When Change is the Name of the Game

The following blog post is guest written by Anna Irmiter, Director of Programs at Open Arms of Minnesota. Anna was a featured speaker at our most recent Night Out with ABH focusing on food access and justice.


Anna Irmiter, Director of Program at Open Arms of Minnesota

For non-profits in Minnesota, the last few months have felt like a crash course in adaptability and collaboration, with ongoing funding reductions continuing to shrink the safety net for the communities we are all working to serve. It has forced continuous reevaluation of how we are addressing client needs, and more outreach to other organizations to think through how we can all work together to get through the coming years of unpredictability and rising needs of community members. 

At Open Arms of Minnesota, we prepare and deliver medically tailored meals free-of-cost to Minnesota residents diagnosed with HIV/AIDS, cancer, MS, ALS, ESRD, CHF, and COPD. With eight different menus, our meals are designed to meet the specific dietary needs of our clients due to the health conditions they are living with. In addition to meals, we provide nutrition education and counseling to our clients and provide meals for caregivers and dependents in the home as well. Open Arms is one of a select group of organizations from across the country to earn accreditation from the Food Is Medicine Coalition (FIMC), meaning we adhere to national standards regarding the make-up and nutrition of our meals to ensure that we are truly providing food that is medicine for our clients, and that can be a stabilizing factor in their lives. 

I have worked at Open Arms for five years and have been proud to see our organization adapt and change to meet the needs of our community over that time. We have run an emergency 4-week program in response to the COVID-19 pandemic to support people sheltering in place, piloted a medically-tailored grocery bag program for individuals experiencing  high-risk pregnancies, and launched the Cultural Meals Program to develop new menus that are both medically-tailored and culturally familiar to better serve our diverse community of clients.

This last year, however, has truly felt different in its demand that we all continuously do more with less. And as more nonprofit and social services are impacted, either shutting their doors, or reducing services out of necessity, our clients are turning to us for support more than ever.

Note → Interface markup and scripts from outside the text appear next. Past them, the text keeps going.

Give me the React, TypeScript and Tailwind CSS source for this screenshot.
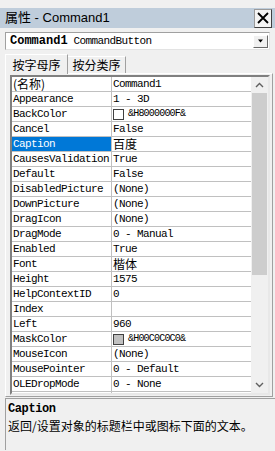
import React from "react";

const mono = { fontFamily: '"Liberation Mono", "Noto Sans CJK SC", monospace' };

type Row = { name: string; value: string; swatch?: string; cjk?: boolean; sel?: boolean };

const rows: Row[] = [
  { name: "(名称)", value: "Command1" },
  { name: "Appearance", value: "1 - 3D" },
  { name: "BackColor", value: "&H8000000F&", swatch: "#ffffff" },
  { name: "Cancel", value: "False" },
  { name: "Caption", value: "百度", cjk: true, sel: true },
  { name: "CausesValidation", value: "True" },
  { name: "Default", value: "False" },
  { name: "DisabledPicture", value: "(None)" },
  { name: "DownPicture", value: "(None)" },
  { name: "DragIcon", value: "(None)" },
  { name: "DragMode", value: "0 - Manual" },
  { name: "Enabled", value: "True" },
  { name: "Font", value: "楷体", cjk: true },
  { name: "Height", value: "1575" },
  { name: "HelpContextID", value: "0" },
  { name: "Index", value: "" },
  { name: "Left", value: "960" },
  { name: "MaskColor", value: "&H00C0C0C0&", swatch: "#c0c0c0" },
  { name: "MouseIcon", value: "(None)" },
  { name: "MousePointer", value: "0 - Default" },
  { name: "OLEDropMode", value: "0 - None" },
  { name: "Picture", value: "(None)" },
];

export default function App() {
  return (
    <div className="relative w-[275px] h-[451px] overflow-hidden bg-[#f0f0f0] text-black" style={{ fontFamily: '"Noto Sans CJK SC", sans-serif' }}>
      <div className="h-[8px]" />
      {/* title bar */}
      <div className="h-[20px] bg-[#bfcddb] flex items-center justify-between pl-[5px] pr-[3px]">
        <span className="text-[13px] leading-[16px] text-black" style={{ fontFamily: '"Liberation Sans", "Noto Sans CJK SC", sans-serif' }}>属性 - Command1</span>
        <div className="w-[18px] h-[19px] bg-[#f4f4f4] border border-[#9a9a9a] border-r-[#404040] border-b-[#404040] flex items-center justify-center">
          <svg width="12" height="12" viewBox="0 0 12 12">
            <path d="M1 1 L11 11 M11 1 L1 11" stroke="#000" strokeWidth="1.8" />
          </svg>
        </div>
      </div>
      {/* object combo */}
      <div className="mt-[4px] ml-[5px] w-[265px] h-[18px] bg-white border border-[#a0a0a0] border-b-[#e3e3e3] border-r-[#e3e3e3] flex items-center">
        <div className="flex-1 flex items-center pl-[4px] whitespace-nowrap overflow-hidden">
          <span className="text-[12px] font-bold leading-[14px]" style={mono}>Command1</span>
          <span className="text-[11px] leading-[14px] tracking-[-0.6px] ml-[6px]" style={mono}>CommandButton</span>
        </div>
        <div className="w-[15px] h-[13px] mr-[1px] bg-[#f0f0f0] border border-white border-r-[#696969] border-b-[#696969] flex items-center justify-center">
          <svg width="7" height="4" viewBox="0 0 7 4"><path d="M1 0.5 H6 L3.5 3.5 Z" fill="#000" /></svg>
        </div>
      </div>
      {/* tabs */}
      <div className="mt-[4px] ml-[5px] h-[20px] flex items-end relative z-10">
        <div className="h-[20px] w-[63px] border border-b-0 border-white border-r-[#a0a0a0] bg-[#f0f0f0] flex items-center justify-center text-[12px] leading-[14px]">按字母序</div>
        <div className="h-[17px] w-[58px] border border-b-0 border-white border-l-0 border-r-[#a0a0a0] flex items-center justify-center text-[12px] leading-[14px] mb-[1px]">按分类序</div>
      </div>
      {/* tab panel */}
      <div className="ml-[5px] w-[268px] h-[324px] border border-white border-r-[#a0a0a0] border-b-[#a0a0a0] -mt-[1px] pt-[1px] pl-[4px]">
        <div className="w-[260px] h-[320px] border-2 border-[#808080] border-r-[#e8e8e8] border-b-[#e8e8e8] flex overflow-hidden bg-white">
          <div className="flex-1 flex flex-col overflow-hidden">
            {rows.map((r) => (
              <div key={r.name} className="h-[15px] shrink-0 flex border-b border-[#c0c0c0]">
                <div
                  className={`w-[100px] shrink-0 border-r border-[#c0c0c0] pl-[1px] flex items-center whitespace-nowrap overflow-hidden ${r.sel ? "bg-[#0078d7] text-white" : ""}`}
                >
                  {r.name.startsWith("(名") ? (
                    <span className="text-[12px] leading-[14px]">(名称)</span>
                  ) : (
                    <span className="text-[11px] leading-[14px] tracking-[-0.6px]" style={mono}>{r.name}</span>
                  )}
                </div>
                <div className="flex-1 pl-[1px] flex items-center whitespace-nowrap overflow-hidden">
                  {r.swatch && (
                    <span className="w-[11px] h-[11px] border border-[#404040] mr-[4px] shrink-0" style={{ backgroundColor: r.swatch }} />
                  )}
                  {r.cjk ? (
                    <span className="text-[12px] leading-[14px]">{r.value}</span>
                  ) : (
                    <span className={`${r.swatch ? "text-[10px] tracking-[-0.8px]" : "text-[11px] tracking-[-0.6px]"} leading-[14px]`} style={mono}>{r.value}</span>
                  )}
                </div>
              </div>
            ))}
          </div>
          {/* scrollbar */}
          <div className="w-[17px] shrink-0 bg-[#f0f0f0] flex flex-col">
            <div className="h-[16px] flex items-center justify-center">
              <svg width="9" height="6" viewBox="0 0 9 6"><path d="M1 5 L4.5 1.5 L8 5" stroke="#606060" strokeWidth="1.4" fill="none" /></svg>
            </div>
            <div className="mx-[1px] h-[182px] bg-[#cdcdcd]" />
            <div className="flex-1" />
            <div className="h-[17px] flex items-center justify-center">
              <svg width="9" height="6" viewBox="0 0 9 6"><path d="M1 1 L4.5 4.5 L8 1" stroke="#606060" strokeWidth="1.4" fill="none" /></svg>
            </div>
          </div>
        </div>
      </div>
      {/* description */}
      <div className="mt-[1px] ml-[5px] w-[270px] h-[52px] border-t border-l border-[#a0a0a0] pl-[2px] pt-[3px]">
        <div className="text-[12px] font-bold leading-[15px] tracking-[-0.4px]" style={mono}>Caption</div>
        <div className="text-[12px] leading-[18px] whitespace-nowrap">返回/设置对象的标题栏中或图标下面的文本。</div>
      </div>
    </div>
  );
}
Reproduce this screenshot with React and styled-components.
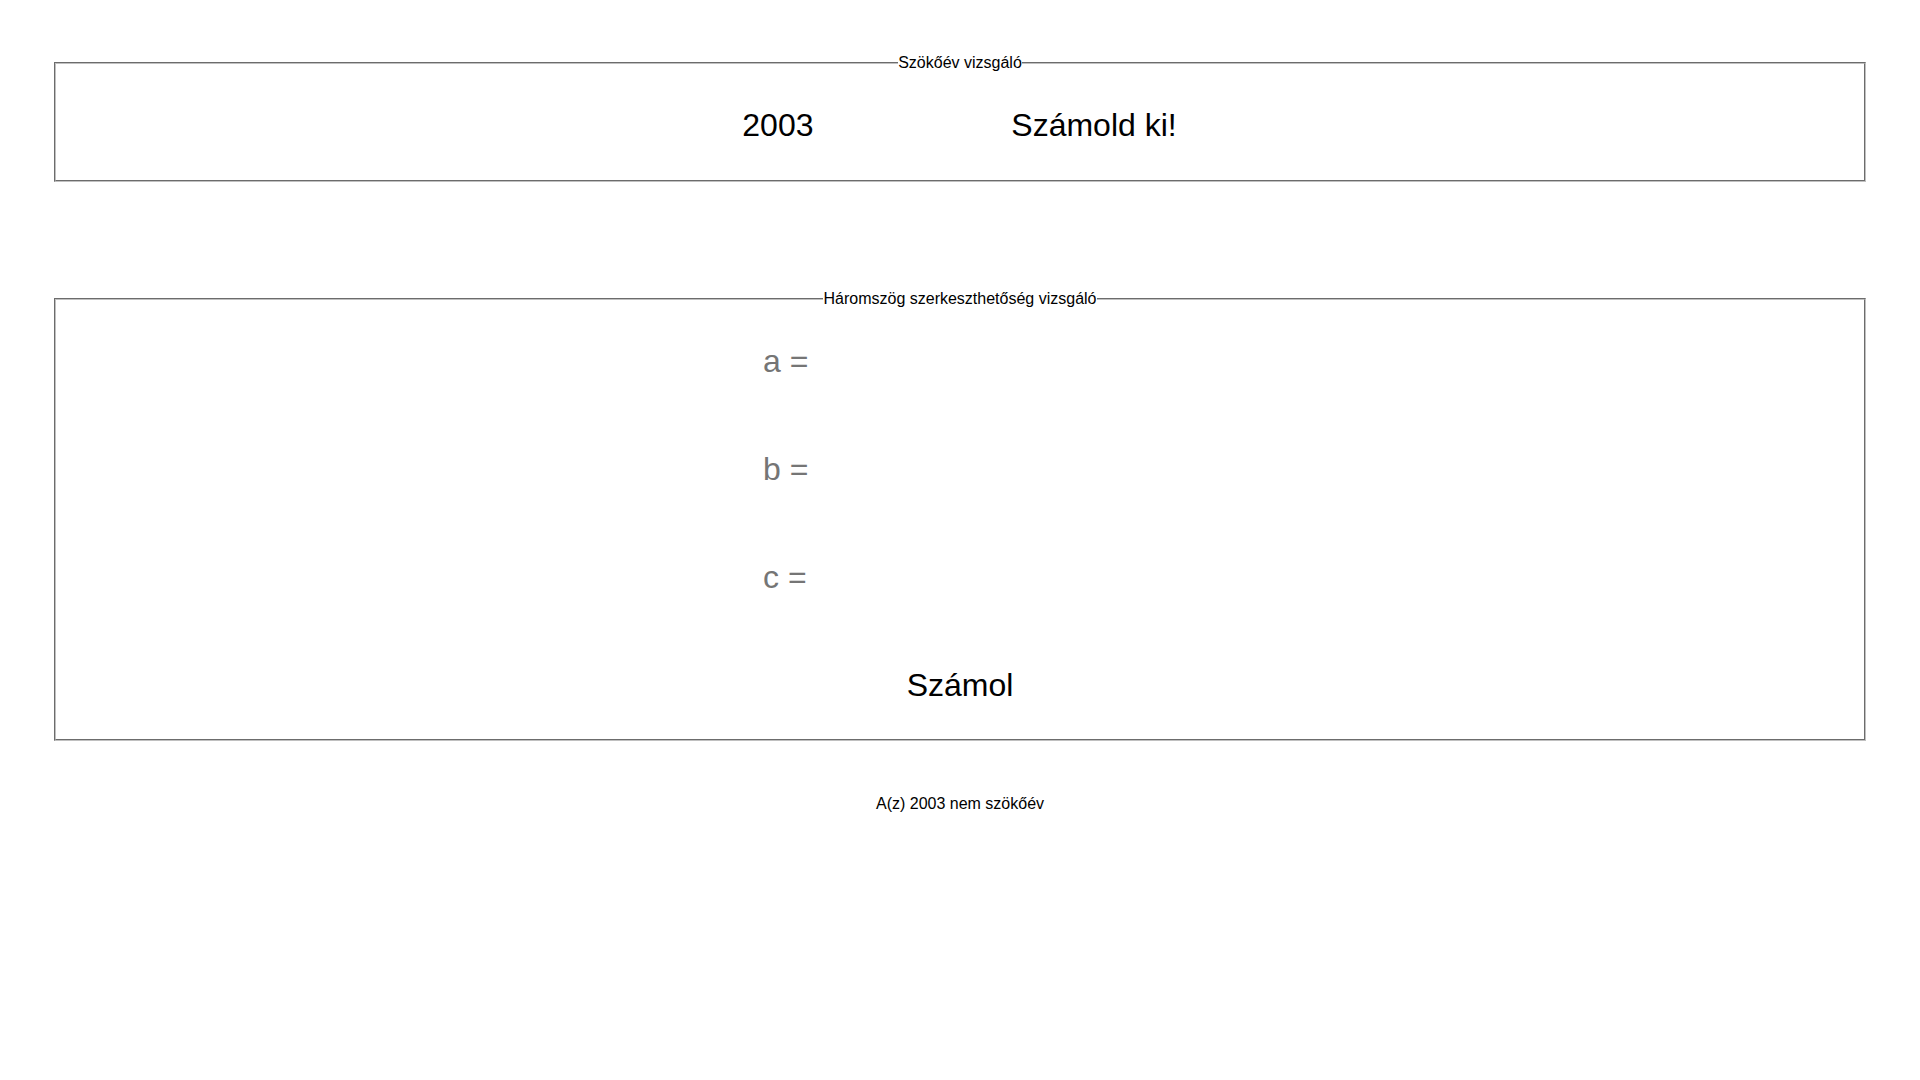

Rather than discouraging our staff, this has led, once again, to innovative ideas to support our clients’ holistic needs. Our team of registered dietitians provide nutrition education and counseling alongside client meals, building lasting knowledge and skill sets around nutrition that clients can carry with them. We also have a passionate Client Services team, including an Advocacy Specialist that takes dedicated time to call our clients who express a need for additional services and get them connected to additional resources such as home chore help, rental assistance, or support groups for social connection. In the last year, two staff members started a “Food and Fun” social hour that clients can drop into and find community and connection, and a cross-departmental committee of team members worked to develop diagnosis specific resource guides to provide to all our clients when they start on services.

These wrap-around services are important, now more than ever, as most of our clients are struggling with more than medical challenges.

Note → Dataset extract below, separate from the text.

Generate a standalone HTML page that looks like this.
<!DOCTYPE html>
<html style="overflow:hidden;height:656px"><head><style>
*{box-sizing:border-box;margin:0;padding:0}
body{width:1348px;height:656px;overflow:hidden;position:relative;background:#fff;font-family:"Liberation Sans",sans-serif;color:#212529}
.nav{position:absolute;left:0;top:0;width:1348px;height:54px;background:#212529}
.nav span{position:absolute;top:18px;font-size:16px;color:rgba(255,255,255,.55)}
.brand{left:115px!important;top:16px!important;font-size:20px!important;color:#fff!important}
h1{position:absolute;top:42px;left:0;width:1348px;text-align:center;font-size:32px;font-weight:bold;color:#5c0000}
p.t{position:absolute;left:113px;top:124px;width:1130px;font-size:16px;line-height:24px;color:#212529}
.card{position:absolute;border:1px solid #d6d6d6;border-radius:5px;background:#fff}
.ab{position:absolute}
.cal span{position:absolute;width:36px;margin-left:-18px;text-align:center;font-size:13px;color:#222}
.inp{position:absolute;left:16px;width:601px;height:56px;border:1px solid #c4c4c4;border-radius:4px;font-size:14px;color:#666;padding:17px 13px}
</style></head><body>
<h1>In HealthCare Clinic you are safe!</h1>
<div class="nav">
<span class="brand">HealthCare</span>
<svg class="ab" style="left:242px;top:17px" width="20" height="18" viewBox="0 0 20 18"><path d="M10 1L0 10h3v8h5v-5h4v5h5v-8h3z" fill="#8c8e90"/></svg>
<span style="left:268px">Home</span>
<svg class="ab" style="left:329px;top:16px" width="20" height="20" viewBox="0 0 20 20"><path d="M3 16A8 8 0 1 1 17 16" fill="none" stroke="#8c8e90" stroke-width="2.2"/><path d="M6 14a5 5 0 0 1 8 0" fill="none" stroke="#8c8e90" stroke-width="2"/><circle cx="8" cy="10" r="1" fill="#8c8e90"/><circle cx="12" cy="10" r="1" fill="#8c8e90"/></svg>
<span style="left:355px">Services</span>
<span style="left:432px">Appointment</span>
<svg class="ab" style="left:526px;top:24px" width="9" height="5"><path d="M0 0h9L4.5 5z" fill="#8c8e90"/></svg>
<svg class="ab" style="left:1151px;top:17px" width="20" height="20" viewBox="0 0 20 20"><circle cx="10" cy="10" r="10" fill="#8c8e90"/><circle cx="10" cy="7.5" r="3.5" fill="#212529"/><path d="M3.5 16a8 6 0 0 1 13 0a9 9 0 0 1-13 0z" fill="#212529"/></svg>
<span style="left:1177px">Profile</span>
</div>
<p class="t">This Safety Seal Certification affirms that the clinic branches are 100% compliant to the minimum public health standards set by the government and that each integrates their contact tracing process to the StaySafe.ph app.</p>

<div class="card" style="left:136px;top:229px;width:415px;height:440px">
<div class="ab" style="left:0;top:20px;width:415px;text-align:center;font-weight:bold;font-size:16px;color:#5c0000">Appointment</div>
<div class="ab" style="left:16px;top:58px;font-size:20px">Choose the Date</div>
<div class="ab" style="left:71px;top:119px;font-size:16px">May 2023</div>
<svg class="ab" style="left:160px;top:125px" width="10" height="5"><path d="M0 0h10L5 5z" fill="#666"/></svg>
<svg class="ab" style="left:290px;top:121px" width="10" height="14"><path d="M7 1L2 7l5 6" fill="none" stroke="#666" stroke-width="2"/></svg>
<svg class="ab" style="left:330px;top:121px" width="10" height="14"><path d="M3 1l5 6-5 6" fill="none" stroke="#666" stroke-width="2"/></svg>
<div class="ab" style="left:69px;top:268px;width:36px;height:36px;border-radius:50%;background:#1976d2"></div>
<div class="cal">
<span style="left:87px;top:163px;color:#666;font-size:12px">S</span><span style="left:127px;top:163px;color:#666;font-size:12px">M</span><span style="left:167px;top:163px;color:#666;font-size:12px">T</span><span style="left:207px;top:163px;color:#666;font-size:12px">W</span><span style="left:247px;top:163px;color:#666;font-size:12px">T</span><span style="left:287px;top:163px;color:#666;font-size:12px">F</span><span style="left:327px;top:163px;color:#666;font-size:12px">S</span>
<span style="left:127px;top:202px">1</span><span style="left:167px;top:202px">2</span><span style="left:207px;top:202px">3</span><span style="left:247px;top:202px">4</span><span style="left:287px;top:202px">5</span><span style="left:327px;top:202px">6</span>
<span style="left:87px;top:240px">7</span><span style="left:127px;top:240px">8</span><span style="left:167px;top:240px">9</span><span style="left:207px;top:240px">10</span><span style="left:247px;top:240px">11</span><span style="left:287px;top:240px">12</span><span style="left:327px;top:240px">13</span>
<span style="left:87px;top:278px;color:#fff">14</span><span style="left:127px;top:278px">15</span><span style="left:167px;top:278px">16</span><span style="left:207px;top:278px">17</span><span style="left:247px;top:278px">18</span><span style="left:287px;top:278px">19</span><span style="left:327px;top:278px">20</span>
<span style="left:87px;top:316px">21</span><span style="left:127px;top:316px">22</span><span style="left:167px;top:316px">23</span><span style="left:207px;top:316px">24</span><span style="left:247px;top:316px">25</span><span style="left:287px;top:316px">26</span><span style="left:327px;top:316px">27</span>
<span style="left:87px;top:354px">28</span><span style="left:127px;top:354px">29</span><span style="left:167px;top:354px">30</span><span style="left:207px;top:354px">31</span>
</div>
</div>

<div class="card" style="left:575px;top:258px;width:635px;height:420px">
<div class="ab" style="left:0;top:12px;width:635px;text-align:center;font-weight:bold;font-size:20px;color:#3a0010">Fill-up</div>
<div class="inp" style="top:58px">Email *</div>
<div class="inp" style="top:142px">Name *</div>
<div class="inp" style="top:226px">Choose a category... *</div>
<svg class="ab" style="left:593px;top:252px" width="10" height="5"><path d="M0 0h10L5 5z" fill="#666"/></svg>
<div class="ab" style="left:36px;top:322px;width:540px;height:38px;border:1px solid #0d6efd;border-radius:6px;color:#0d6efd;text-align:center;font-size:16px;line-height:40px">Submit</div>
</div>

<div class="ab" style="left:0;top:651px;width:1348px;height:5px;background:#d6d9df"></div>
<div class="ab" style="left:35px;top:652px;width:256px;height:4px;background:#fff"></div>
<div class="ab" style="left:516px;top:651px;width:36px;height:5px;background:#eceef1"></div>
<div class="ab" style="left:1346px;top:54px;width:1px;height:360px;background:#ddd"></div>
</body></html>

In our 2025 fiscal year, 49% of our clients were living under 200% of the Federal Poverty Level.  In our 2025 Client Satisfaction Survey (sent annually), 52% of clients reported that if they didn’t receive meals from Open Arms, they would not have enough to eat.

Open Arms of Minnesota client receiving a meal delivery.

This highlights the intersection of nutrition and the many social drivers of health impacting our community. 

This is further illustrated in 92% of clients reporting that their stress has decreased since starting services, 98% of clients reporting that the meals have helped them continue to live at home and remain independent, and 90% of clients report that the meals help them stay out of the hospital and/or emergency room.

The innovation and flexibility of our team over my time here has crystalized for me that while providing medically tailored meals to our clients is critical in addressing their health needs, one of the most important things that we do at Open Arms is provide kindness and community to our clients. Open Arms itself started as a single act of kindness in 1986 – Bill Rowe, our founder, cooking food in his apartment and delivering it to a handful of neighbors living with AIDS who had become too sick to cook for themselves. Almost forty years later, we remain committed to nourishing our community, mind and body, through whatever comes next.